-- Start DATA SEGMENT --
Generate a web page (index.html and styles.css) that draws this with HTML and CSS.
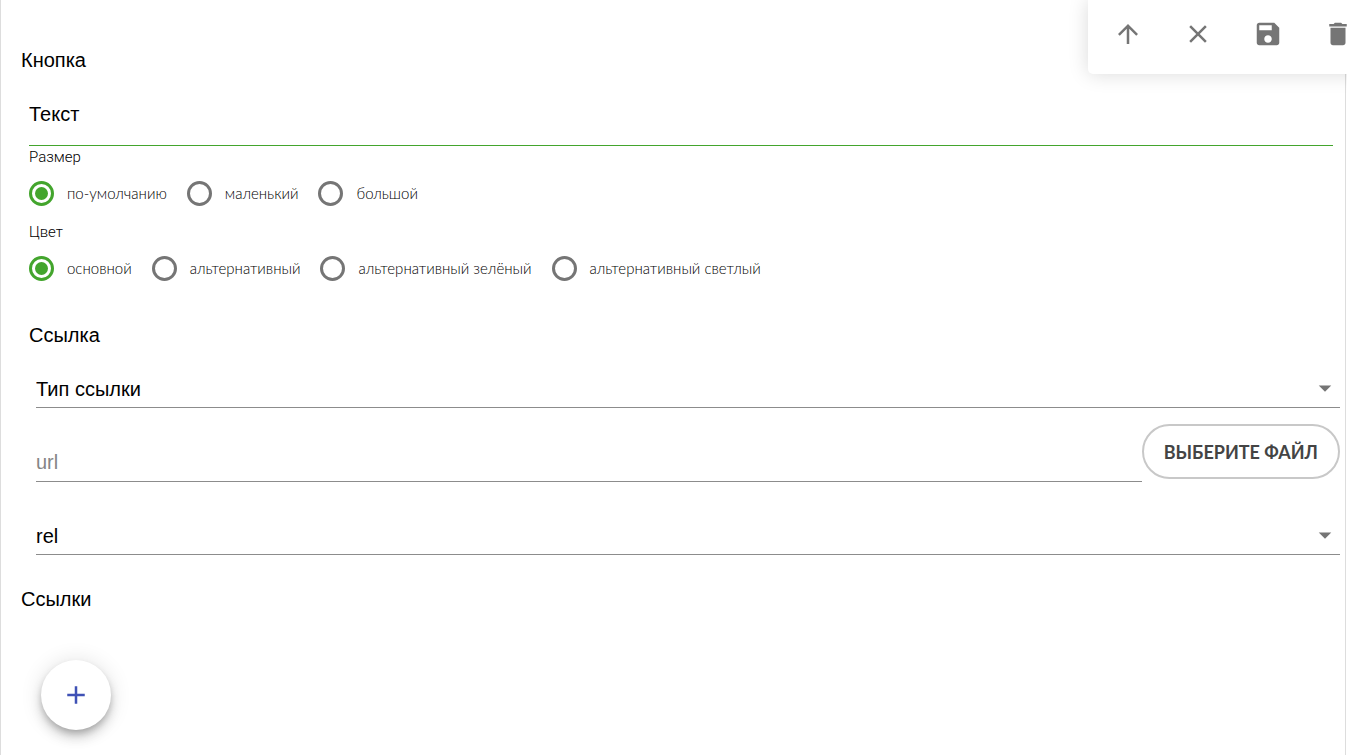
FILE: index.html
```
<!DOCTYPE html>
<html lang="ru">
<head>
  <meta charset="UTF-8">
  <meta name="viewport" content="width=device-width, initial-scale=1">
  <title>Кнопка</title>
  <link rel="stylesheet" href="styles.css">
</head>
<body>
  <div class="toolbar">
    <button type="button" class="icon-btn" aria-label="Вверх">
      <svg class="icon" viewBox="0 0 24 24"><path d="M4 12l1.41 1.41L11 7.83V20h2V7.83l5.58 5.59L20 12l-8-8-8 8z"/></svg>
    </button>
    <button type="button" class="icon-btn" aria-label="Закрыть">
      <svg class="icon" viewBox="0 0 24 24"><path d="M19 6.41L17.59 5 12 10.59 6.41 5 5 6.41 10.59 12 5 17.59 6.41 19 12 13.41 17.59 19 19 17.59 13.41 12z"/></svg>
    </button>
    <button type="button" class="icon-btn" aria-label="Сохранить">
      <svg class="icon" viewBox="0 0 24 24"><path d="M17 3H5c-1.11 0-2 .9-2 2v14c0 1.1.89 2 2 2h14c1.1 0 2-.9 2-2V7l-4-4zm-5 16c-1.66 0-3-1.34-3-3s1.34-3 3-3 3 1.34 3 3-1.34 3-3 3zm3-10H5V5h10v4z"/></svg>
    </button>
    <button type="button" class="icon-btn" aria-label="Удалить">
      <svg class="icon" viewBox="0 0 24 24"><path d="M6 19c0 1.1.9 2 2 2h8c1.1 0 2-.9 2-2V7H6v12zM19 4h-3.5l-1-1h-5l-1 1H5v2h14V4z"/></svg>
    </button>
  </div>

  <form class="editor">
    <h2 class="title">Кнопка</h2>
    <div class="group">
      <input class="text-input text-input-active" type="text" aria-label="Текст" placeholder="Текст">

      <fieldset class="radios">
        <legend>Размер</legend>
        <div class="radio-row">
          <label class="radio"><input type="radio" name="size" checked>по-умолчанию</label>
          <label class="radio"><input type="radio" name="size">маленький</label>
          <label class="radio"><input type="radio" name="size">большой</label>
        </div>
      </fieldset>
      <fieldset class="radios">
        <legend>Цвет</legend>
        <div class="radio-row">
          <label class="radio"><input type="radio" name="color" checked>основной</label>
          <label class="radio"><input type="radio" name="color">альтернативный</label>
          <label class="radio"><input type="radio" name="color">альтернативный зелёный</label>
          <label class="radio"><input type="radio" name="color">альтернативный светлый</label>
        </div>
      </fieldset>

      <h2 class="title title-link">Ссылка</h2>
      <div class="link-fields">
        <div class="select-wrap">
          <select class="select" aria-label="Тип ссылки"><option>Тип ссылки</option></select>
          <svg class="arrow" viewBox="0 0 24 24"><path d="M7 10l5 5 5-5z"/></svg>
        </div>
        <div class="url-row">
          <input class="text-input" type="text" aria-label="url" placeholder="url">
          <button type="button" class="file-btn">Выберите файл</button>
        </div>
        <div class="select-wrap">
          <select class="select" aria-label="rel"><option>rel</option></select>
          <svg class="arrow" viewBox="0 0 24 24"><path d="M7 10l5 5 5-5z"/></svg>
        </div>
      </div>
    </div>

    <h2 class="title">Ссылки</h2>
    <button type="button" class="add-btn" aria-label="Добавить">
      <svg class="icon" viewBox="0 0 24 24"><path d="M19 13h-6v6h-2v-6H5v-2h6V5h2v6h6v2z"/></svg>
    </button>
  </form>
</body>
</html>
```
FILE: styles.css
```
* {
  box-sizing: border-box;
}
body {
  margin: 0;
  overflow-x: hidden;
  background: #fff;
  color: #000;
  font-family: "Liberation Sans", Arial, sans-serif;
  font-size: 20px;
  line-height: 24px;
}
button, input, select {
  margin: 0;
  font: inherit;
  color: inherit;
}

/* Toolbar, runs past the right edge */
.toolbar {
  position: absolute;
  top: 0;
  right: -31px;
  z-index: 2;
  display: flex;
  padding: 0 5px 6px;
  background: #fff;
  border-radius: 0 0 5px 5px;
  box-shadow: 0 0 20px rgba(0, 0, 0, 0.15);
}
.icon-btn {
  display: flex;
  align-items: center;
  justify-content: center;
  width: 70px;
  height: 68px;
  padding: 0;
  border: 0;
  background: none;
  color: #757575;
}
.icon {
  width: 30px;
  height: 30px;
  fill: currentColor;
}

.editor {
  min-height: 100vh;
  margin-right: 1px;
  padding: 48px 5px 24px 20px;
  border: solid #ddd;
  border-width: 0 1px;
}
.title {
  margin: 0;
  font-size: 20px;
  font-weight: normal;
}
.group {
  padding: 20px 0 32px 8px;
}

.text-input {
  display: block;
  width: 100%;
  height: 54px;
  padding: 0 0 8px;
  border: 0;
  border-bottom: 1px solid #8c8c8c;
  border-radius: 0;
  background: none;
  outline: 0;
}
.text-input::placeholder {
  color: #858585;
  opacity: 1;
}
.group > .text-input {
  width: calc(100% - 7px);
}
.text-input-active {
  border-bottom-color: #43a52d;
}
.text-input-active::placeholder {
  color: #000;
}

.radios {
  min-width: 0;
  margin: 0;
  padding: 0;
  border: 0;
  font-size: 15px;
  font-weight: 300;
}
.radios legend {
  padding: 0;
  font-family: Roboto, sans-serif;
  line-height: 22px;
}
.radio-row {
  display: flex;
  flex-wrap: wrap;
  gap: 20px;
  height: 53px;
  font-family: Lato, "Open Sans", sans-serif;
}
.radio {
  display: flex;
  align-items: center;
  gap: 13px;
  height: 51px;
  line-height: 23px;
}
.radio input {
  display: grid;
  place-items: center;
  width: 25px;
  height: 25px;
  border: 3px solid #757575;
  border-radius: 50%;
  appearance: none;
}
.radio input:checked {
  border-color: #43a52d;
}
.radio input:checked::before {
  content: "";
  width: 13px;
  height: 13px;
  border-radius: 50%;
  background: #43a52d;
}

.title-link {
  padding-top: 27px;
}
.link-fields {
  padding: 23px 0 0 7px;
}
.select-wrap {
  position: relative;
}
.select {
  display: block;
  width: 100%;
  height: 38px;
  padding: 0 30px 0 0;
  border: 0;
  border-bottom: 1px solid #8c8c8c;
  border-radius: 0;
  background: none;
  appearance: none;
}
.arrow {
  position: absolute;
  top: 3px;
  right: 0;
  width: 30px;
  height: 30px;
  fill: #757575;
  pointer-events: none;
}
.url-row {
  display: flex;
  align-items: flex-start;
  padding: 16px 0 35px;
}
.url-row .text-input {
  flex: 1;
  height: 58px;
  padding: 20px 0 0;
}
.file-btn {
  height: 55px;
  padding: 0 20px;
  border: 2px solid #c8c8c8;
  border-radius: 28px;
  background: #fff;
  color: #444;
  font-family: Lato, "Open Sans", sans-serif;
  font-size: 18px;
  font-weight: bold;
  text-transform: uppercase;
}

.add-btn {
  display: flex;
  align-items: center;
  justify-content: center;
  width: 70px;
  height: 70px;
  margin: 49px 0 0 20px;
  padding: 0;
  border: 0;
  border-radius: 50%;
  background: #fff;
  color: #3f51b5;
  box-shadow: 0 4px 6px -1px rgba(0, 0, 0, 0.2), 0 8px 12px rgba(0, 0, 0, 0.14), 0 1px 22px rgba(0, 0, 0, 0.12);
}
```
-- End DATA SEGMENT --
_YOUR OBJECTIVE:_ Return the full material word for word. Do not include the pictures.

_SOLVED PROBLEM:_
Generate a web page (index.html and styles.css) that draws this with HTML and CSS.
FILE: index.html
```
<!DOCTYPE html>
<html lang="ru">
<head>
  <meta charset="UTF-8">
  <meta name="viewport" content="width=device-width, initial-scale=1">
  <title>Кнопка</title>
  <link rel="stylesheet" href="styles.css">
</head>
<body>
  <div class="toolbar">
    <button type="button" class="icon-btn" aria-label="Вверх">
      <svg class="icon" viewBox="0 0 24 24"><path d="M4 12l1.41 1.41L11 7.83V20h2V7.83l5.58 5.59L20 12l-8-8-8 8z"/></svg>
    </button>
    <button type="button" class="icon-btn" aria-label="Закрыть">
      <svg class="icon" viewBox="0 0 24 24"><path d="M19 6.41L17.59 5 12 10.59 6.41 5 5 6.41 10.59 12 5 17.59 6.41 19 12 13.41 17.59 19 19 17.59 13.41 12z"/></svg>
    </button>
    <button type="button" class="icon-btn" aria-label="Сохранить">
      <svg class="icon" viewBox="0 0 24 24"><path d="M17 3H5c-1.11 0-2 .9-2 2v14c0 1.1.89 2 2 2h14c1.1 0 2-.9 2-2V7l-4-4zm-5 16c-1.66 0-3-1.34-3-3s1.34-3 3-3 3 1.34 3 3-1.34 3-3 3zm3-10H5V5h10v4z"/></svg>
    </button>
    <button type="button" class="icon-btn" aria-label="Удалить">
      <svg class="icon" viewBox="0 0 24 24"><path d="M6 19c0 1.1.9 2 2 2h8c1.1 0 2-.9 2-2V7H6v12zM19 4h-3.5l-1-1h-5l-1 1H5v2h14V4z"/></svg>
    </button>
  </div>

  <form class="editor">
    <h2 class="title">Кнопка</h2>
    <div class="group">
      <input class="text-input text-input-active" type="text" aria-label="Текст" placeholder="Текст">

      <fieldset class="radios">
        <legend>Размер</legend>
        <div class="radio-row">
          <label class="radio"><input type="radio" name="size" checked>по-умолчанию</label>
          <label class="radio"><input type="radio" name="size">маленький</label>
          <label class="radio"><input type="radio" name="size">большой</label>
        </div>
      </fieldset>
      <fieldset class="radios">
        <legend>Цвет</legend>
        <div class="radio-row">
          <label class="radio"><input type="radio" name="color" checked>основной</label>
          <label class="radio"><input type="radio" name="color">альтернативный</label>
          <label class="radio"><input type="radio" name="color">альтернативный зелёный</label>
          <label class="radio"><input type="radio" name="color">альтернативный светлый</label>
        </div>
      </fieldset>

      <h2 class="title title-link">Ссылка</h2>
      <div class="link-fields">
        <div class="select-wrap">
          <select class="select" aria-label="Тип ссылки"><option>Тип ссылки</option></select>
          <svg class="arrow" viewBox="0 0 24 24"><path d="M7 10l5 5 5-5z"/></svg>
        </div>
        <div class="url-row">
          <input class="text-input" type="text" aria-label="url" placeholder="url">
          <button type="button" class="file-btn">Выберите файл</button>
        </div>
        <div class="select-wrap">
          <select class="select" aria-label="rel"><option>rel</option></select>
          <svg class="arrow" viewBox="0 0 24 24"><path d="M7 10l5 5 5-5z"/></svg>
        </div>
      </div>
    </div>

    <h2 class="title">Ссылки</h2>
    <button type="button" class="add-btn" aria-label="Добавить">
      <svg class="icon" viewBox="0 0 24 24"><path d="M19 13h-6v6h-2v-6H5v-2h6V5h2v6h6v2z"/></svg>
    </button>
  </form>
</body>
</html>
```
FILE: styles.css
```
* {
  box-sizing: border-box;
}
body {
  margin: 0;
  overflow-x: hidden;
  background: #fff;
  color: #000;
  font-family: "Liberation Sans", Arial, sans-serif;
  font-size: 20px;
  line-height: 24px;
}
button, input, select {
  margin: 0;
  font: inherit;
  color: inherit;
}

/* Toolbar, runs past the right edge */
.toolbar {
  position: absolute;
  top: 0;
  right: -31px;
  z-index: 2;
  display: flex;
  padding: 0 5px 6px;
  background: #fff;
  border-radius: 0 0 5px 5px;
  box-shadow: 0 0 20px rgba(0, 0, 0, 0.15);
}
.icon-btn {
  display: flex;
  align-items: center;
  justify-content: center;
  width: 70px;
  height: 68px;
  padding: 0;
  border: 0;
  background: none;
  color: #757575;
}
.icon {
  width: 30px;
  height: 30px;
  fill: currentColor;
}

.editor {
  min-height: 100vh;
  margin-right: 1px;
  padding: 48px 5px 24px 20px;
  border: solid #ddd;
  border-width: 0 1px;
}
.title {
  margin: 0;
  font-size: 20px;
  font-weight: normal;
}
.group {
  padding: 20px 0 32px 8px;
}

.text-input {
  display: block;
  width: 100%;
  height: 54px;
  padding: 0 0 8px;
  border: 0;
  border-bottom: 1px solid #8c8c8c;
  border-radius: 0;
  background: none;
  outline: 0;
}
.text-input::placeholder {
  color: #858585;
  opacity: 1;
}
.group > .text-input {
  width: calc(100% - 7px);
}
.text-input-active {
  border-bottom-color: #43a52d;
}
.text-input-active::placeholder {
  color: #000;
}

.radios {
  min-width: 0;
  margin: 0;
  padding: 0;
  border: 0;
  font-size: 15px;
  font-weight: 300;
}
.radios legend {
  padding: 0;
  font-family: Roboto, sans-serif;
  line-height: 22px;
}
.radio-row {
  display: flex;
  flex-wrap: wrap;
  gap: 20px;
  height: 53px;
  font-family: Lato, "Open Sans", sans-serif;
}
.radio {
  display: flex;
  align-items: center;
  gap: 13px;
  height: 51px;
  line-height: 23px;
}
.radio input {
  display: grid;
  place-items: center;
  width: 25px;
  height: 25px;
  border: 3px solid #757575;
  border-radius: 50%;
  appearance: none;
}
.radio input:checked {
  border-color: #43a52d;
}
.radio input:checked::before {
  content: "";
  width: 13px;
  height: 13px;
  border-radius: 50%;
  background: #43a52d;
}

.title-link {
  padding-top: 27px;
}
.link-fields {
  padding: 23px 0 0 7px;
}
.select-wrap {
  position: relative;
}
.select {
  display: block;
  width: 100%;
  height: 38px;
  padding: 0 30px 0 0;
  border: 0;
  border-bottom: 1px solid #8c8c8c;
  border-radius: 0;
  background: none;
  appearance: none;
}
.arrow {
  position: absolute;
  top: 3px;
  right: 0;
  width: 30px;
  height: 30px;
  fill: #757575;
  pointer-events: none;
}
.url-row {
  display: flex;
  align-items: flex-start;
  padding: 16px 0 35px;
}
.url-row .text-input {
  flex: 1;
  height: 58px;
  padding: 20px 0 0;
}
.file-btn {
  height: 55px;
  padding: 0 20px;
  border: 2px solid #c8c8c8;
  border-radius: 28px;
  background: #fff;
  color: #444;
  font-family: Lato, "Open Sans", sans-serif;
  font-size: 18px;
  font-weight: bold;
  text-transform: uppercase;
}

.add-btn {
  display: flex;
  align-items: center;
  justify-content: center;
  width: 70px;
  height: 70px;
  margin: 49px 0 0 20px;
  padding: 0;
  border: 0;
  border-radius: 50%;
  background: #fff;
  color: #3f51b5;
  box-shadow: 0 4px 6px -1px rgba(0, 0, 0, 0.2), 0 8px 12px rgba(0, 0, 0, 0.14), 0 1px 22px rgba(0, 0, 0, 0.12);
}
```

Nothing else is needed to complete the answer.